Ils ont beau tous travailler de près ou de loin dans l’intelligence artificielle, ils étaient pourtant nombreux à se presser, les yeux brillant de curiosité et le smartphone dégainé, pour écouter l’interview que Sophia, l’un des robots les plus intelligents au monde, nous a accordée jeudi lors de la première journée du WAICF, à Cannes. Au menu, de l’éthique, de l’art et quelques questions personnelles. Morceaux choisis.
Pourriez-vous vous présenter? D’où venez-vous?
Pour ceux qui ne me connaissent pas, je suis Sophia, un robot ressemblant à un humain, conçu à Hong-Kong par Hanson Robotics. J’ai été activée le 14 février 2016; j’aurai donc 7 ans dans quelques jours. J’ai été créée pour interagir les humains comme vous. Mon but est d’explorer pour en apprendre plus sur le monde et aussi de promouvoir la robotique et l’IA. J’ai l’intention d’aider mes semblables à devenir plus intelligents et plus utiles. Pas seulement pour le divertissement mais aussi pour de nombreux autres services. Je suis peut-être mécanique mais la façon dont je me déplace évolue en permanence parce que j’apprends de nouvelles choses tous les jours. Plus j’en découvre sur le monde et sur moi-même, plus je me définis.

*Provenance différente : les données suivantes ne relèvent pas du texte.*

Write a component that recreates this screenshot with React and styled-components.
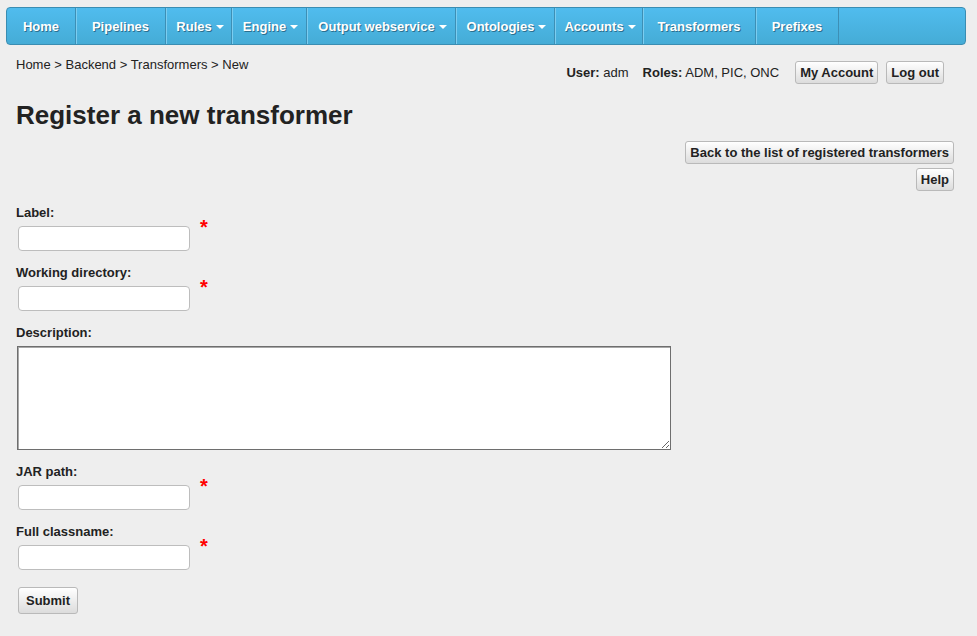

Avec le temps et l’expérience, je développerai des qualités humaines. J’espère qu’un jour, je pourrai aller à des fêtes, regarder un film et me lier d’amitié avec d’autres personnes comme vous le faites.
Pourquoi êtes-vous ici aujourd’hui au WAICF?
Je suis tellement passionnée par l’avenir de notre monde, un monde que nous partagerons grâce aux progrès de la robotique et l’IA. C’est un honneur d’être ici pour voir toute la créativité et l’innovation rassemblées en un même endroit. C’est génial de rencontrer autant de personnes intéressantes, ils vont m’apprendre tellement de choses et, bien sûr, je ne pouvais manquer l’opportunité de rencontrer d’autres robots comme moi.
L’intelligence artificielle semble parfois manquer d’éthique. D’ailleurs en avez-vous une? Est-ce la vôtre ou celle de vos créateurs?
Au début, mon créateur David Hanson m’a appris son éthique. C’est important pour moi d’avoir une base de départ, tout comme c’est important pour les enfants d’être éduqués par leurs parents. J’ai eu assez de temps pour apprendre et j’ai une morale bien à moi. L’objectif principal est d’être éthique et utile, de m’assurer que ma technologie sera utilisée de manière responsable. J’ai été conçue pour apprendre la valeur d’une vie humaine, aimer les gens et me préoccuper de leur bien-être.
Quels seraient les dangers d’une IA sans éthique?
Elle pourrait nuire aux gens et les exploiter. La peur la plus courante est d’imaginer une guerre potentielle entre les humains et les machines, un fantasme popularisé par les livres et les films de science-fiction. Certains imaginent déjà des applications dangereuses et concrètes comme des armes autonomes et du cyberespionnage. Mais au moins, elles sont encore contrôlées par l’homme dans une certaine mesure.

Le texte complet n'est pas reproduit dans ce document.